Indeed, Songs from the Black Hole cannot be understood apart from fans’ love of and deep involvement in it. This would be an uncontroversial statement about any beloved musical artifact, but in this case, the meaning is literal: the most fully realized versions of the album are actually performed by fans.

In 2008, on Weezer (the Red album), the band released “The Greatest Man That Ever Lived”, a nearly six-minute track that repeats its titular claim via a mystifying mash-up of styles, 20 seconds at a time, in genres from rap to country to baroque counterpoint to punk. There’s one brief section that you might call “what Weezer is supposed to sound like.” It’s medium-fast, chunky, melodic, driven relentlessly forward by guitar and synthesizer. There’s a vaguely nerdy, sci-fi vibe to it, and it’s sung with what feels like deep emotion. In other words, it’s not too far from Songs from the Black Hole.

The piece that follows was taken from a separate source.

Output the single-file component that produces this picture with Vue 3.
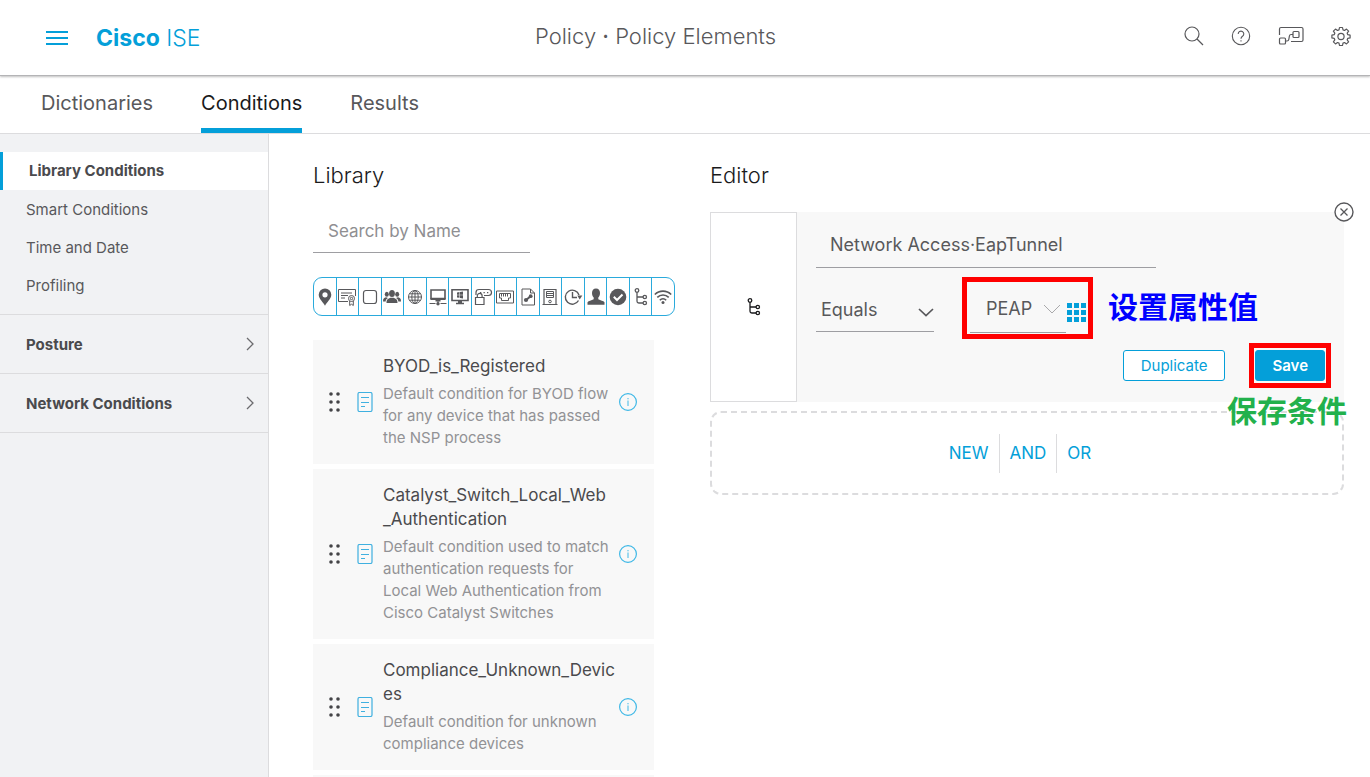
<script setup>
import { ref } from 'vue'

const tabs = ['Dictionaries', 'Conditions', 'Results']
const activeTab = ref('Conditions')

const conditionLinks = ['Library Conditions', 'Smart Conditions', 'Time and Date', 'Profiling']
const activeLink = ref('Library Conditions')
const groups = ['Posture', 'Network Conditions']

const search = ref('')
const attribute = ref('Network Access·EapTunnel')
const operator = ref('Equals')
const value = ref('PEAP')

const treeIcon =
  '<g fill="none" stroke="currentColor" stroke-width="1.3"><circle cx="6" cy="3.5" r="1.8"/><path d="M6 5.300V14.200Q6 16 7.800 16H12M6 10H12"/><circle cx="13.800" cy="10" r="1.700"/><circle cx="13.800" cy="16" r="1.700"/></g>'

const filters = [
  { name: 'Location', art: '<path fill="currentColor" fill-rule="evenodd" d="M10 1.500a6.300 6.300 0 0 0-6.300 6.300C3.700 12 8.500 15.500 10 18.800c1.500-3.300 6.300-6.800 6.300-11A6.300 6.300 0 0 0 10 1.500zm0 3.700a2.600 2.600 0 1 1 0 5.200 2.600 2.600 0 0 1 0-5.200z"/>' },
  { name: 'Certificate', art: '<g fill="none" stroke="currentColor"><path d="M11 14.500H1.500v-12h17v6.500M4 6h11M4 8.500h7M4 11h4"/><circle cx="14.500" cy="11.500" r="3"/><circle cx="14.500" cy="11.500" r="1.200"/><path d="M12.700 14v4.500l1.800-1.300 1.800 1.300V14"/></g>' },
  { name: 'Blank', art: '<rect x="3.500" y="3.500" width="13" height="13" rx="2.500" fill="none" stroke="currentColor" stroke-width="1.200"/>' },
  { name: 'Groups', art: '<g fill="currentColor"><ellipse cx="10" cy="6.500" rx="2.900" ry="3.500"/><path d="M4.500 16c0-4 2-4.300 4-5.200h3c2 .9 4 1.200 4 5.200z"/><ellipse cx="4.800" cy="7.300" rx="2" ry="2.500"/><ellipse cx="15.200" cy="7.300" rx="2" ry="2.500"/><path d="M1 14.500c0-3 1-3.600 3-4.200l2 .7c-1.700.9-2.300 2-2.300 3.500zM19 14.500c0-3-1-3.600-3-4.200l-2 .7c1.700.9 2.300 2 2.300 3.500z"/></g>' },
  { name: 'Network', art: '<g fill="none" stroke="currentColor"><circle cx="10" cy="10" r="6.500"/><ellipse cx="10" cy="10" rx="3.200" ry="6.500"/><path d="M10 3.500v13M3.500 10h13M4.500 6.800h11M4.500 13.200h11"/></g>' },
  { name: 'Device', art: '<path d="M3 3h14v8.500H3z" fill="none" stroke="currentColor" stroke-width="1.600"/><path d="M2.500 11h15v2h-15zM7.500 13h5v1.500h-5zM9.500 14h1v2h-1zM1.500 16h6v1h-6zM12.500 16h6v1h-6z" fill="currentColor"/><circle cx="10" cy="16.800" r="1.700" fill="currentColor"/>' },
  { name: 'Operating system', art: '<path d="M2 2.800h16v10.700H2z" fill="none" stroke="currentColor" stroke-width="1.600"/><path d="M7 5.500l2.500-.4v2.600H7zM10 5l3-.5v3.200h-3zM7 8.200h2.500v2.600L7 10.400zM10 8.200h3v3.200l-3-.5zM8 14h4v2H8zM6 15.800h8v1.400H6z" fill="currentColor"/>' },
  { name: 'Password', art: '<g fill="none" stroke="currentColor" stroke-width="1.200"><path d="M3 8V5.500Q3 2.500 6 2.500h9.500q3 0 3 3t-3 3H11"/><path d="M2.500 10.500h8.500v7H2.500zM4.300 10.500V8.800a2.400 2.400 0 0 1 4.800 0v1.700"/></g><path d="M7 5h1.300v1.200H7zM10.500 5h1.300v1.200h-1.300zM14 5h1.300v1.200H14z" fill="currentColor"/>' },
  { name: 'Port', art: '<g fill="none" stroke="currentColor"><path d="M1.500 4h17v12h-17z"/><path d="M4.500 6.500h11v4.500h-2v2.500h-7V11h-2z"/><path d="M6.500 7v2.500M8.500 7v2.500M10.500 7v2.500M12.500 7v2.500"/></g>' },
  { name: 'Protocol', art: '<path d="M4 2h8.500L16.500 6v12H4z" fill="none" stroke="currentColor"/><path d="M12.500 2v4h4" fill="none" stroke="currentColor"/><path d="M8 13l5-4" stroke="currentColor" stroke-width="2"/><circle cx="8" cy="13" r="2.100" fill="currentColor"/><circle cx="12.700" cy="9.200" r="1.900" fill="currentColor"/>' },
  { name: 'Server', art: '<g fill="none" stroke="currentColor"><path d="M4 17.500v-15h12v15M2.500 17.500h15" stroke-width="1.200"/><path d="M6.500 4.500h7v6h-7zM6.500 6.500h7M6.500 8.500h7"/><circle cx="10" cy="14.500" r="1.300"/></g>' },
  { name: 'Time', art: '<g fill="none" stroke="currentColor" stroke-width="1.400"><path d="M15.500 13.500A7 7 0 1 1 16 8"/><path d="M9.500 5v5.500H14"/></g><path d="M14.300 8.500h5l-2.600 4z" fill="currentColor"/>' },
  { name: 'User', art: '<path d="M10 1.500c2.600 0 4 1.800 4 4.500 0 2.200-.8 3.400-1.700 4.500v1.700c2.200 1.300 5.200 1.500 6.200 3v2.600h-17v-2.600c1-1.500 4-1.700 6.200-3v-1.700C6.800 9.400 6 8.200 6 6c0-2.700 1.400-4.500 4-4.500z" fill="currentColor"/>' },
  { name: 'Compliance', art: '<circle cx="10" cy="10" r="8.300" fill="currentColor"/><path d="M5.800 9.800l3.200 3.200 5.500-5.500" fill="none" stroke="#fff" stroke-width="2"/>' },
  { name: 'Attribute', art: treeIcon },
  { name: 'Wireless', art: '<g fill="none" stroke="currentColor" stroke-width="1.600"><path d="M1.800 7.500a11.600 11.600 0 0 1 16.400 0M4.300 10.400a8 8 0 0 1 11.400 0M6.800 13.200a4.600 4.600 0 0 1 6.400 0"/></g><circle cx="10" cy="15.500" r="1.500" fill="currentColor"/>' },
]

const conditions = [
  {
    name: 'BYOD_is_Registered',
    text: 'Default condition for BYOD flow\nfor any device that has passed\nthe NSP process',
  },
  {
    name: 'Catalyst_Switch_Local_Web\n_Authentication',
    text: 'Default condition used to match\nauthentication requests for\nLocal Web Authentication from\nCisco Catalyst Switches',
  },
  {
    name: 'Compliance_Unknown_Devic\nes',
    text: 'Default condition for unknown\ncompliance devices',
  },
]
</script>

<template>
  <div class="page">
    <header class="topbar">
      <div class="brand">
        <button class="icon-btn" type="button" aria-label="Menu">
          <svg width="22" height="14" viewBox="0 0 22 14"><path d="M0 0h22v2H0zM0 6h22v2H0zM0 12h22v2H0z" fill="#049fd9" /></svg>
        </button>
        <a class="logo" href="#"><b>Cisco</b> ISE</a>
      </div>
      <h1 class="title">Policy <span class="dot">·</span> Policy Elements</h1>
      <div class="tools">
        <button class="icon-btn" type="button" aria-label="Search">
          <svg width="20" height="20" viewBox="0 0 20 20" fill="none" stroke="#58585b" stroke-width="1.2"><circle cx="8" cy="8" r="7" /><path d="M13 13l6 6" /></svg>
        </button>
        <button class="icon-btn" type="button" aria-label="Help">
          <svg width="20" height="20" viewBox="0 0 20 20" fill="none" stroke="#58585b" stroke-width="1.1"><circle cx="10" cy="10" r="8.700" /><path d="M7.200 8a2.800 2.800 0 1 1 4.300 2.300C10.300 11.100 10 11.500 10 12.800M10 14.200v1.300" /></svg>
        </button>
        <button class="icon-btn" type="button" aria-label="Workflow">
          <svg width="26" height="20" viewBox="0 0 26 20" fill="none" stroke="#58585b" stroke-width="1.200"><path d="M1.500 9V3q0-1.500 1.500-1.500h20.500q1.500 0 1.500 1.500v11q0 1.500-1.500 1.500H13" /><rect x="1.500" y="12" width="6" height="6" rx="1" /><rect x="15" y="5.500" width="6" height="6" rx="1" /><path d="M7.500 15H9q1.500 0 1.800-1.500l.6-3.500Q11.700 8.500 13 8.500h2" /></svg>
        </button>
        <button class="icon-btn" type="button" aria-label="Settings">
          <svg width="20" height="20" viewBox="0 0 20 20" fill="none" stroke="#58585b" stroke-width="1.200" stroke-linejoin="round"><path d="M8.500 1.500h3l.5 2.400 1.500.6 2-1.400 2.100 2.100-1.400 2 .6 1.500 2.300.4v2.800l-2.300.4-.6 1.500 1.400 2-2.100 2.100-2-1.400-1.500.6-.5 2.400h-3L8 17.100l-1.500-.6-2 1.400-2.100-2.100 1.400-2-.6-1.500-2.300-.4V9.100l2.300-.4.6-1.500-1.400-2 2.100-2.100 2 1.400L8 3.900z" /><circle cx="10" cy="10.500" r="3.100" /></svg>
        </button>
      </div>
    </header>

    <nav class="tabs">
      <a v-for="tab in tabs" :key="tab" href="#" class="tab" :class="{ active: tab === activeTab }" @click.prevent="activeTab = tab">{{ tab }}</a>
    </nav>

    <div class="workspace">
      <aside class="sidebar">
        <nav class="links">
          <a v-for="link in conditionLinks" :key="link" href="#" class="link" :class="{ active: link === activeLink }" @click.prevent="activeLink = link">{{ link }}</a>
        </nav>
        <button v-for="group in groups" :key="group" class="group" type="button">
          <span>{{ group }}</span>
          <svg width="8" height="14" viewBox="0 0 8 14" fill="none" stroke="#6b6b6e" stroke-width="1.300"><path d="M1 1l6 6-6 6" /></svg>
        </button>
      </aside>

      <main class="content">
        <section class="library">
          <h2 class="heading">Library</h2>
          <input v-model="search" class="search" type="text" placeholder="Search by Name" aria-label="Search by Name" />
          <div class="filters">
            <button v-for="filter in filters" :key="filter.name" class="filter" type="button" :aria-label="filter.name">
              <svg width="20" height="20" viewBox="0 0 20 20" v-html="filter.art"></svg>
            </button>
          </div>
          <div class="list">
            <article v-for="condition in conditions" :key="condition.name" class="card">
              <svg class="grip" width="12" height="20" viewBox="0 0 12 20" fill="#444447"><circle cx="2" cy="2" r="1.800" /><circle cx="9" cy="2" r="1.800" /><circle cx="2" cy="10" r="1.800" /><circle cx="9" cy="10" r="1.800" /><circle cx="2" cy="18" r="1.800" /><circle cx="9" cy="18" r="1.800" /></svg>
              <svg class="doc" width="16" height="20" viewBox="0 0 16 20" fill="none" stroke="#3fb0e0"><rect x="1" y="0.500" width="14" height="19" rx="1.500" stroke-width="1.200" /><path d="M4 5.500h8M4 10.500h8M4 14.500h4" /></svg>
              <div class="card-text">
                <h3 class="card-name">{{ condition.name }}</h3>
                <p class="card-desc">{{ condition.text }}</p>
              </div>
              <button class="icon-btn" type="button" aria-label="Details">
                <svg width="18" height="18" viewBox="0 0 18 18" fill="none" stroke="#3fb8e6"><circle cx="9" cy="9" r="8.400" stroke-width="1.200" /><path d="M9 7.500v5.500M9 5v1.300" /></svg>
              </button>
            </article>
            <article class="card next"></article>
          </div>
        </section>

        <section class="editor">
          <h2 class="heading">Editor</h2>
          <form class="rule" @submit.prevent>
            <div class="rule-type">
              <svg width="20" height="20" viewBox="0 0 20 20" v-html="treeIcon"></svg>
            </div>
            <div class="rule-body">
              <input v-model="attribute" class="attribute" type="text" aria-label="Attribute" />
              <div class="rule-row">
                <div class="operator">
                  <select v-model="operator" class="select" aria-label="Operator">
                    <option>Equals</option>
                  </select>
                  <svg class="chevron" width="16" height="9" viewBox="0 0 16 9" fill="none" stroke="#58585b" stroke-width="1.700"><path d="M1 1l7 6.500L15 1" /></svg>
                </div>
                <div class="marked value">
                  <div class="value-field">
                    <select v-model="value" class="select" aria-label="Attribute value">
                      <option>PEAP</option>
                    </select>
                    <svg class="chevron" width="18" height="10" viewBox="0 0 18 10" fill="none" stroke="#a9a9ab"><path d="M1 1l8 8 8-8" /></svg>
                  </div>
                  <button class="icon-btn" type="button" aria-label="Choose value">
                    <svg width="19" height="19" viewBox="0 0 19 19" fill="#049fd9"><path d="M0 0h5v5H0zM7 0h5v5H7zM14 0h5v5h-5zM0 7h5v5H0zM7 7h5v5H7zM14 7h5v5h-5zM0 14h5v5H0zM7 14h5v5H7zM14 14h5v5h-5z" /></svg>
                  </button>
                  <strong class="note note-value">设置属性值</strong>
                </div>
              </div>
              <div class="actions">
                <button class="btn" type="button">Duplicate</button>
                <div class="marked save">
                  <button class="btn primary" type="submit">Save</button>
                  <strong class="note note-save">保存条件</strong>
                </div>
              </div>
            </div>
            <button class="icon-btn close" type="button" aria-label="Close">
              <svg width="20" height="20" viewBox="0 0 20 20" stroke="#58585b"><circle cx="10" cy="10" r="9" fill="#fff" stroke-width="1.400" /><path d="M6.500 6.500l7 7M13.500 6.500l-7 7" stroke-width="1.300" /></svg>
            </button>
          </form>
          <div class="append">
            <button class="append-btn" type="button">NEW</button>
            <button class="append-btn" type="button">AND</button>
            <button class="append-btn" type="button">OR</button>
          </div>
        </section>
      </main>
    </div>
  </div>
</template>

<style>
body {
  margin: 0;
}
</style>

<style scoped>
* {
  box-sizing: border-box;
}
.page {
  display: flex;
  flex-direction: column;
  height: 100vh;
  overflow: hidden;
  background: #fff;
  color: #58585b;
  font-family: Inter, "Liberation Sans", "Noto Sans CJK SC", sans-serif;
  font-size: 15px;
}
h1, h2, h3, p {
  margin: 0;
  font-weight: 400;
}
a {
  color: inherit;
  text-decoration: none;
}
button, input, select {
  margin: 0;
  padding: 0;
  border: 0;
  border-radius: 0;
  background: none;
  color: inherit;
  font: inherit;
  outline: 0;
}
svg {
  display: block;
  flex: none;
}
.icon-btn {
  flex: none;
}
.topbar {
  position: relative;
  flex: none;
  display: flex;
  align-items: center;
  height: 76px;
  padding: 0 19px 4px 46px;
  border-bottom: 1px solid #b4b4b6;
  box-shadow: 0 1px 2px rgba(0, 0, 0, 0.25);
}
.brand {
  flex: 0 0 489px;
  display: flex;
  align-items: center;
  gap: 28px;
  padding-top: 4px;
}
.logo {
  color: #049fd9;
  font-size: 23px;
  font-weight: 300;
  line-height: 28px;
}
.logo b {
  font-weight: 700;
}
.title {
  font-size: 22px;
  font-weight: 300;
  line-height: 28px;
}
.dot {
  font-weight: 500;
}
.tools {
  display: flex;
  align-items: center;
  gap: 27px;
  margin-left: auto;
}
.tabs {
  flex: none;
  display: flex;
  gap: 48px;
  height: 58px;
  padding-left: 41px;
  border-bottom: 1px solid #dcdcde;
}
.tab {
  padding-top: 13px;
  border-bottom: 5px solid transparent;
  font-size: 20px;
  line-height: 28px;
}
.tab.active {
  border-color: #049fd9;
  color: #1a1a1c;
}
.workspace {
  flex: 1;
  display: flex;
  min-height: 0;
}
.sidebar {
  flex: 0 0 269px;
  padding-top: 18px;
  border-right: 1px solid #dcdcde;
  background: #f1f2f4;
}
.links {
  display: flex;
  flex-direction: column;
  padding-bottom: 9px;
  border-bottom: 1px solid #dcdcde;
}
.link {
  height: 38px;
  padding-left: 26px;
  line-height: 38px;
}
.link.active {
  margin-bottom: 1px;
  border-left: 3px solid #049fd9;
  background: #fff;
  color: #4a4a4d;
  font-weight: 700;
}
.group {
  display: flex;
  align-items: center;
  justify-content: space-between;
  width: 100%;
  height: 59px;
  padding: 0 14px 0 26px;
  border-bottom: 1px solid #dcdcde;
  color: #4a4a4d;
  font-weight: 700;
}
.content {
  flex: 1;
  display: flex;
  gap: 35px;
  min-width: 0;
  padding: 27px 26px 0 44px;
}
.library {
  flex: 0 0 362px;
  display: flex;
  flex-direction: column;
}
.heading {
  color: #1a1a1c;
  font-size: 22px;
  font-weight: 300;
  line-height: 28px;
}
.search {
  flex: none;
  width: 60%;
  height: 44px;
  margin-top: 20px;
  padding-left: 15px;
  border-bottom: 1px solid #9e9ea2;
  font-size: 17px;
}
.search::placeholder {
  color: #8f8f92;
  opacity: 1;
}
.filters {
  flex: none;
  display: flex;
  height: 39px;
  margin: 24px 0;
  border: 1px solid #2aaadc;
  border-radius: 9px;
}
.filter {
  flex: 1;
  display: flex;
  align-items: center;
  justify-content: center;
  min-width: 0;
}
.filter + .filter {
  border-left: 1px solid #2aaadc;
}
.filter svg {
  width: 20px;
  height: 20px;
}
.list {
  display: flex;
  flex-direction: column;
  gap: 5px;
  margin-right: 21px;
}
.card {
  flex: none;
  display: flex;
  align-items: center;
  padding: 14px 17px 15px 16px;
  background: #f8f8f8;
}
.next {
  height: 124px;
}
.doc {
  margin: 0 10px 0 16px;
}
.card-text {
  flex: 1;
  white-space: pre;
}
.card-name {
  color: #4a4a4d;
  font-size: 17px;
  line-height: 24px;
}
.card-desc {
  margin-top: 5px;
  color: #929295;
  line-height: 22px;
}
.editor {
  flex: 1;
  min-width: 0;
}
.rule {
  position: relative;
  display: flex;
  margin-top: 23px;
  background: #f8f8f8;
}
.rule-type {
  flex: 0 0 87px;
  display: flex;
  align-items: center;
  justify-content: center;
  border: 1px solid #dcdcde;
  background: #fff;
  color: #1a1a1c;
}
.rule-body {
  flex: 1;
  padding: 10px 13px 14px 19px;
}
.attribute {
  display: block;
  width: 340px;
  height: 46px;
  padding-left: 14px;
  border-bottom: 1px solid #9e9ea2;
  font-size: 18px;
}
.rule-row {
  display: flex;
  align-items: center;
  gap: 28px;
  margin-top: 9px;
  font-size: 18px;
}
.operator,
.value-field {
  display: flex;
  align-items: center;
  border-bottom: 1px solid #9e9ea2;
}
.operator {
  width: 118px;
  height: 48px;
  padding-top: 4px;
}
.select {
  flex: 1;
  min-width: 0;
  height: 100%;
  appearance: none;
}
.operator .select {
  padding-left: 5px;
}
.operator .chevron {
  margin-top: 6px;
}
.marked {
  position: relative;
  border: 5px solid #f00;
}
.value {
  display: flex;
  align-items: center;
  width: 131px;
  height: 62px;
  padding-left: 3px;
}
.value-field {
  width: 96px;
  height: 50px;
  padding-top: 2px;
  padding-right: 5px;
}
.value-field .select {
  padding-left: 16px;
}
.value .icon-btn {
  margin: 8px 0 0 1px;
}
.note {
  position: absolute;
  color: #00f;
  font-family: "Noto Sans CJK SC", sans-serif;
  font-size: 30px;
  font-weight: 700;
  line-height: 36px;
  white-space: nowrap;
}
.note-value {
  top: 5px;
  left: 141px;
}
.note-save {
  top: 43px;
  right: -21px;
  color: #22b14c;
}
.actions {
  display: flex;
  align-items: center;
  justify-content: flex-end;
  gap: 24px;
  margin-top: 4px;
}
.save {
  padding: 2px 1px;
}
.btn {
  display: block;
  height: 31px;
  padding: 0 17px;
  border: 1px solid #049fd9;
  border-radius: 3px;
  background: #fff;
  color: #049fd9;
  font-size: 15px;
}
.btn.primary {
  padding: 0 16px;
  background: #049fd9;
  color: #fff;
  font-weight: 600;
}
.close {
  position: absolute;
  top: -10px;
  right: -10px;
}
.append {
  display: flex;
  align-items: center;
  justify-content: center;
  height: 84px;
  margin-top: 9px;
  padding-right: 14px;
  border: 2px dashed #dcdcde;
  border-radius: 11px;
}
.append-btn {
  height: 39px;
  padding: 0 10px;
  color: #049fd9;
  font-size: 17px;
}
.append-btn + .append-btn {
  border-left: 1px solid #dcdcde;
}
</style>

Every time latter-day Weezer feels like it’s getting close to acknowledging this lost gem, we fans feel like we’re finally maybe getting what should have been all along. Sometimes we take matters into our own hands, like when a fan invited to play “Undone (the Sweater Song)” on stage with the band in 2005 grabbed a microphone and sang the first two lines of “Blast Off”.

What Weezer is actually supposed to sound like, to Cuomo and the band, might not have much to do with Songs from the Black Hole. But they’re not the only ones who get to decide.